● **Exercise aim**: Gather all lines containing the string "styles" and copy them out.

● **Front-end source files**:
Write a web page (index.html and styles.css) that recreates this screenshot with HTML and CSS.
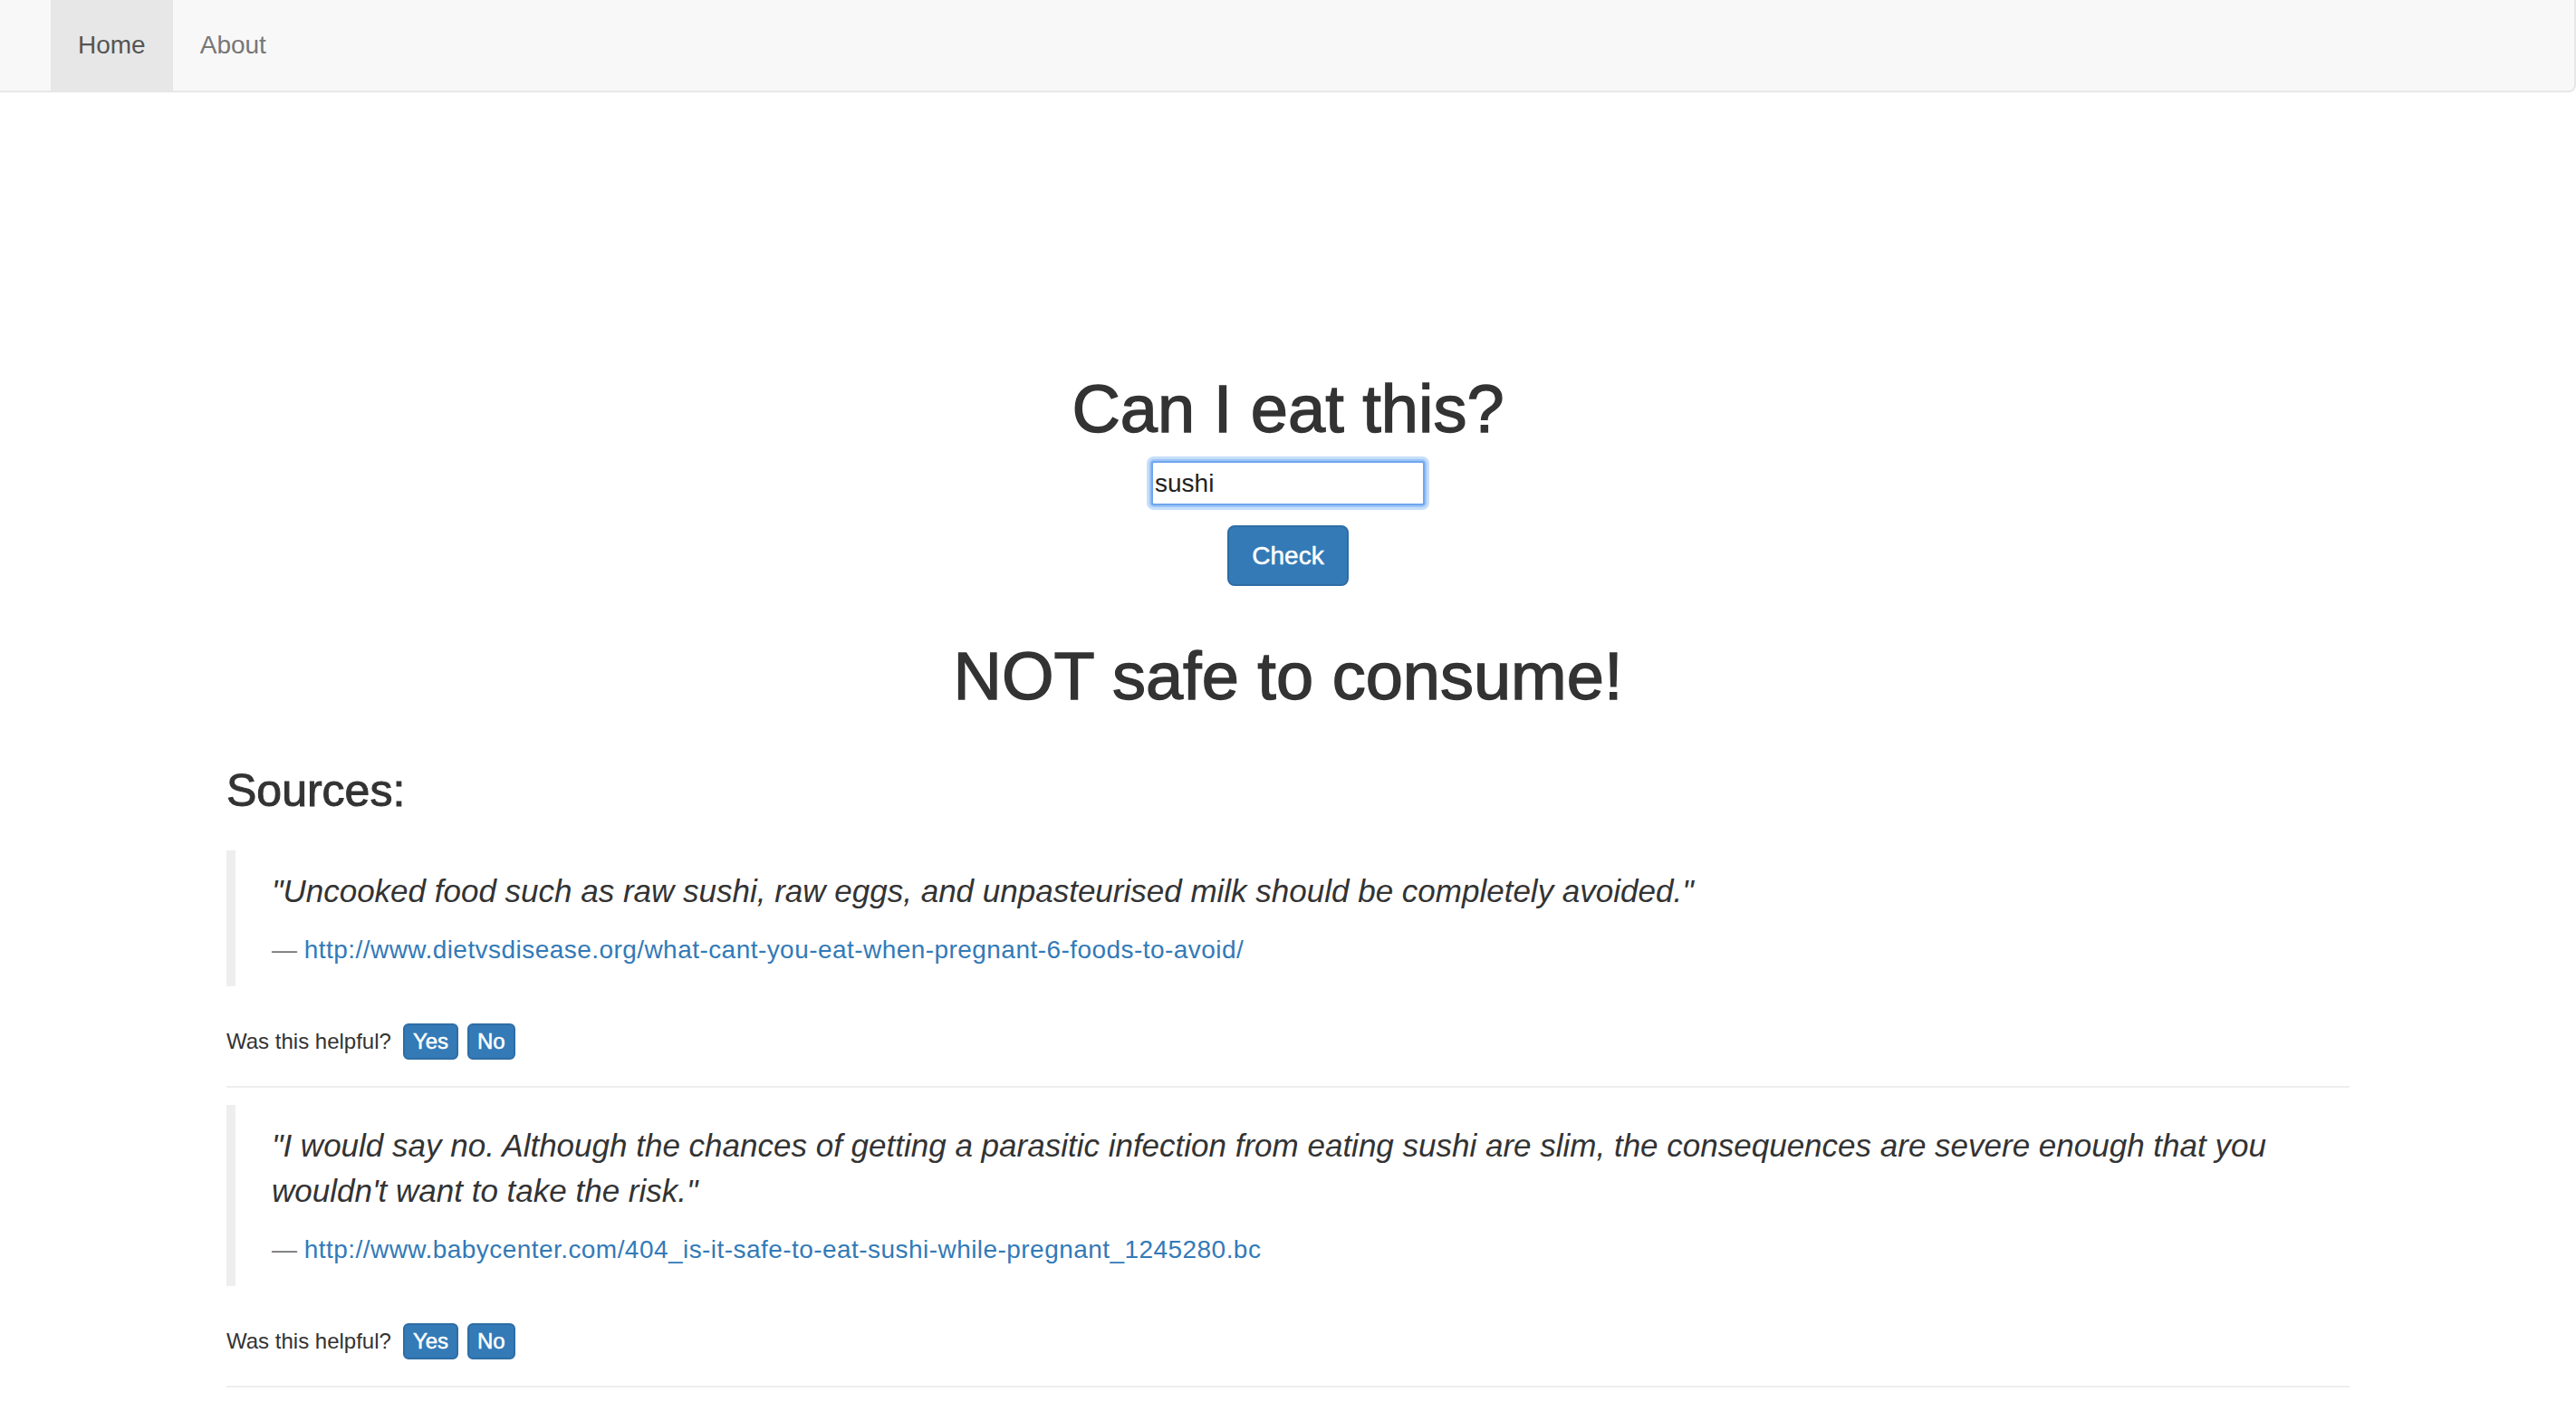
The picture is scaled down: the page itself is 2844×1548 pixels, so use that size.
FILE: index.html
```html
<!DOCTYPE html>
<html lang="en">
<head>
<meta charset="utf-8">
<title>Can I eat this?</title>
<link rel="stylesheet" href="styles.css">
</head>
<body>
<nav class="navbar">
  <ul class="nav">
    <li class="nav-item active"><a href="#">Home</a></li>
    <li class="nav-item"><a href="#">About</a></li>
  </ul>
</nav>
<main class="container">
  <section class="hero">
    <h1 class="title">Can I eat this?</h1>
    <form class="search">
      <input class="search-input" type="text" value="sushi">
      <button class="btn btn-check" type="button">Check</button>
    </form>
    <h1 class="verdict">NOT safe to consume!</h1>
  </section>
  <h3 class="sources-title">Sources:</h3>
  <div class="source">
    <blockquote class="quote">
      <p>"Uncooked food such as raw sushi, raw eggs, and unpasteurised milk should be completely avoided."</p>
      <footer><a href="#">http://www.dietvsdisease.org/what-cant-you-eat-when-pregnant-6-foods-to-avoid/</a></footer>
    </blockquote>
    <div class="feedback">
      <span class="feedback-label">Was this helpful?</span>
      <button class="btn btn-xs" type="button">Yes</button>
      <button class="btn btn-xs" type="button">No</button>
    </div>
    <hr class="divider">
  </div>
  <div class="source">
    <blockquote class="quote">
      <p>"I would say no. Although the chances of getting a parasitic infection from eating sushi are slim, the consequences are severe enough that you wouldn't want to take the risk."</p>
      <footer><a href="#">http://www.babycenter.com/404_is-it-safe-to-eat-sushi-while-pregnant_1245280.bc</a></footer>
    </blockquote>
    <div class="feedback">
      <span class="feedback-label">Was this helpful?</span>
      <button class="btn btn-xs" type="button">Yes</button>
      <button class="btn btn-xs" type="button">No</button>
    </div>
    <hr class="divider">
  </div>
</main>
</body>
</html>
```
FILE: styles.css
```css
* { box-sizing: border-box; }

html, body {
  margin: 0;
  padding: 0;
  background: #fff;
}

body {
  font-family: "Liberation Sans", Arial, Helvetica, sans-serif;
  font-size: 28px;
  line-height: 40px;
  color: #333;
}

a { color: #337ab7; text-decoration: none; }

/* Navbar */
.navbar {
  height: 102px;
  background: #f8f8f8;
  border-bottom: 2px solid #e7e7e7;
  border-right: 2px solid #e7e7e7;
  border-bottom-right-radius: 8px;
  padding-left: 56px;
}

.nav {
  display: flex;
  margin: 0;
  padding: 0;
  list-style: none;
  height: 100px;
}

.nav-item a {
  display: block;
  padding: 30px 30px;
  line-height: 40px;
  color: #777;
}

.nav-item.active a {
  background: #e7e7e7;
  color: #555;
}

/* Content */
.container {
  width: 2344px;
  margin: 0 auto;
}

.hero {
  display: flex;
  flex-direction: column;
  align-items: center;
  padding-top: 310px;
}

.title, .verdict {
  margin: 0;
  font-size: 74px;
  line-height: 79px;
  font-weight: 400;
  -webkit-text-stroke: 1.4px #333;
  color: #333;
}

.search {
  display: flex;
  flex-direction: column;
  align-items: center;
  margin: 18px 0 0;
}

.search-input {
  width: 302px;
  height: 49px;
  padding: 0 2px;
  font-family: "Liberation Sans", Arial, sans-serif;
  font-size: 28px;
  color: #222;
  border: 2px solid #6fa6ee;
  border-radius: 3px;
  box-shadow: 0 0 0 2px #9cc4f6, 0 0 0 5px #c6def9;
  outline: none;
  background: #fff;
}

.btn {
  font-family: "Liberation Sans", Arial, sans-serif;
  background: #337ab7;
  color: #fff;
  border: 2px solid #2e6da4;
  cursor: pointer;
  -webkit-text-stroke: 0.5px #fff;
}

.btn-check {
  margin-top: 22px;
  width: 134px;
  height: 67px;
  font-size: 28px;
  border-radius: 8px;
  padding: 0;
}

.verdict {
  margin-top: 60px;
}

.sources-title {
  margin: 61px 0 0;
  font-size: 50px;
  line-height: 53px;
  font-weight: 400;
  -webkit-text-stroke: 1px #333;
}

/* Quotes */
.quote {
  margin: 39px 0 0;
  padding: 20px 40px;
  border-left: 10px solid #eee;
  font-size: 35px;
  line-height: 50px;
  font-style: italic;
}

.source + .source .quote {
  margin-top: 0;
}

.quote p {
  margin: 0 0 20px;
}

.quote footer {
  font-size: 28px;
  line-height: 40px;
  font-style: normal;
  color: #777;
}

.quote footer a {
  letter-spacing: 0.45px;
}

.quote footer::before {
  content: "\2014\00A0";
}

.feedback {
  display: flex;
  align-items: center;
  margin-top: 41px;
  height: 40px;
  font-size: 24px;
}

.feedback-label {
  margin-right: 13px;
}

.btn-xs {
  height: 40px;
  padding: 0 9px;
  font-size: 24px;
  border-radius: 6px;
  margin-right: 10px;
}

.divider {
  margin: 29px 0 19px;
  border: 0;
  border-top: 2px solid #eee;
  height: 0;
}
```
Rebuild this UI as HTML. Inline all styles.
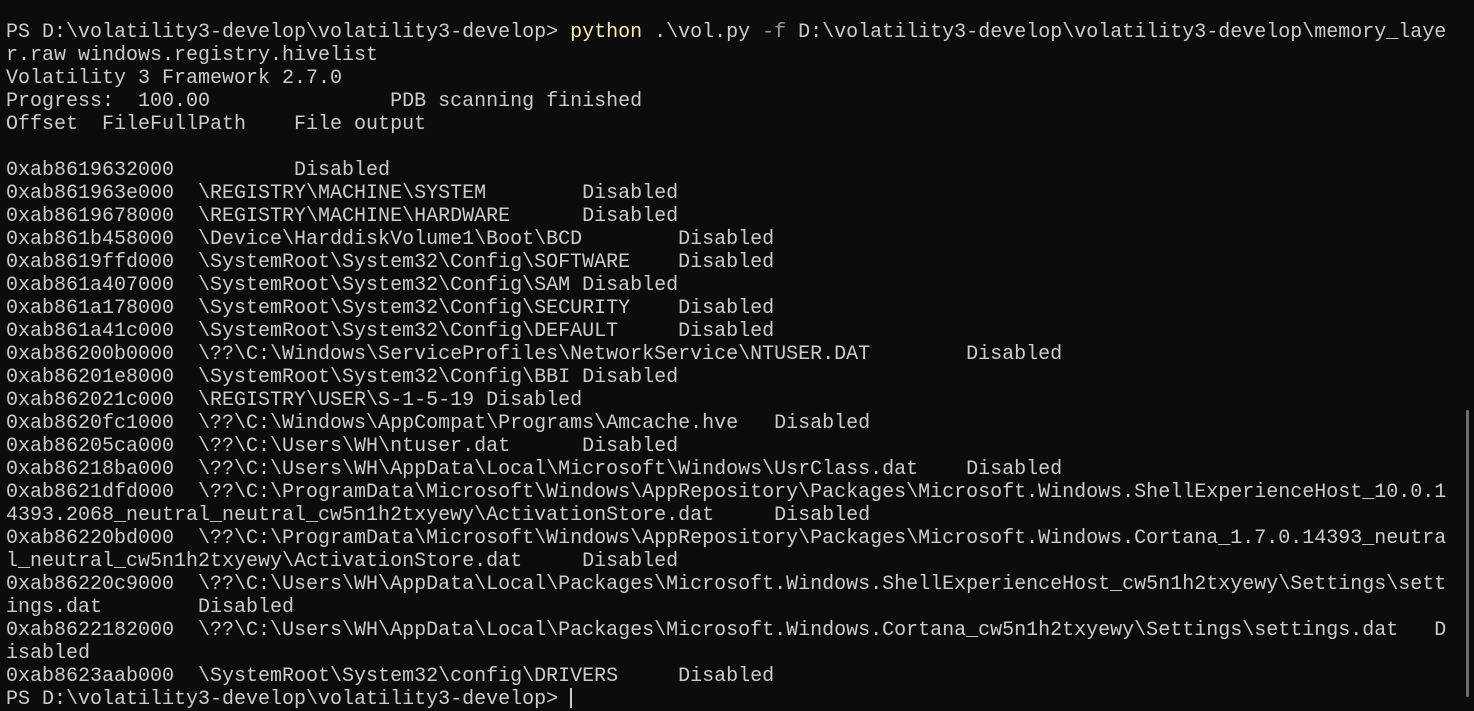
<!DOCTYPE html>
<html><head><meta charset="utf-8"><style>
html,body{margin:0;padding:0;background:#0c0c0c;width:1474px;height:697px;overflow:hidden}
pre{position:absolute;left:6px;top:21px;margin:0;font-family:"Liberation Mono",monospace;font-size:20px;line-height:23px;color:#cccccc;white-space:pre}
.y{color:#f9f1a5}.g{color:#9a9a9a}
.sb{position:absolute;left:1466px;top:410px;width:3px;height:287px;background:#6e6e6e;border-radius:2px}
.cur{display:inline-block;width:2px;height:20px;background:#ccc;vertical-align:-4px}
</style></head><body>
<pre>PS D:\volatility3-develop\volatility3-develop&gt; <span class="y">python</span> .\vol.py <span class="g">-f</span> D:\volatility3-develop\volatility3-develop\memory_laye
r.raw windows.registry.hivelist
Volatility 3 Framework 2.7.0
Progress:  100.00               PDB scanning finished
Offset  FileFullPath    File output

0xab8619632000          Disabled
0xab861963e000  \REGISTRY\MACHINE\SYSTEM        Disabled
0xab8619678000  \REGISTRY\MACHINE\HARDWARE      Disabled
0xab861b458000  \Device\HarddiskVolume1\Boot\BCD        Disabled
0xab8619ffd000  \SystemRoot\System32\Config\SOFTWARE    Disabled
0xab861a407000  \SystemRoot\System32\Config\SAM Disabled
0xab861a178000  \SystemRoot\System32\Config\SECURITY    Disabled
0xab861a41c000  \SystemRoot\System32\Config\DEFAULT     Disabled
0xab86200b0000  \??\C:\Windows\ServiceProfiles\NetworkService\NTUSER.DAT        Disabled
0xab86201e8000  \SystemRoot\System32\Config\BBI Disabled
0xab862021c000  \REGISTRY\USER\S-1-5-19 Disabled
0xab8620fc1000  \??\C:\Windows\AppCompat\Programs\Amcache.hve   Disabled
0xab86205ca000  \??\C:\Users\WH\ntuser.dat      Disabled
0xab86218ba000  \??\C:\Users\WH\AppData\Local\Microsoft\Windows\UsrClass.dat    Disabled
0xab8621dfd000  \??\C:\ProgramData\Microsoft\Windows\AppRepository\Packages\Microsoft.Windows.ShellExperienceHost_10.0.1
4393.2068_neutral_neutral_cw5n1h2txyewy\ActivationStore.dat     Disabled
0xab86220bd000  \??\C:\ProgramData\Microsoft\Windows\AppRepository\Packages\Microsoft.Windows.Cortana_1.7.0.14393_neutra
l_neutral_cw5n1h2txyewy\ActivationStore.dat     Disabled
0xab86220c9000  \??\C:\Users\WH\AppData\Local\Packages\Microsoft.Windows.ShellExperienceHost_cw5n1h2txyewy\Settings\sett
ings.dat        Disabled
0xab8622182000  \??\C:\Users\WH\AppData\Local\Packages\Microsoft.Windows.Cortana_cw5n1h2txyewy\Settings\settings.dat   D
isabled
0xab8623aab000  \SystemRoot\System32\config\DRIVERS     Disabled
PS D:\volatility3-develop\volatility3-develop&gt; <span class="cur"></span></pre>
<div class="sb"></div>
</body></html>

● **Task output**:
Write a web page (index.html and styles.css) that recreates this screenshot with HTML and CSS.
<link rel="stylesheet" href="styles.css">
FILE: styles.css
Rebuild this UI as HTML. Inline all styles.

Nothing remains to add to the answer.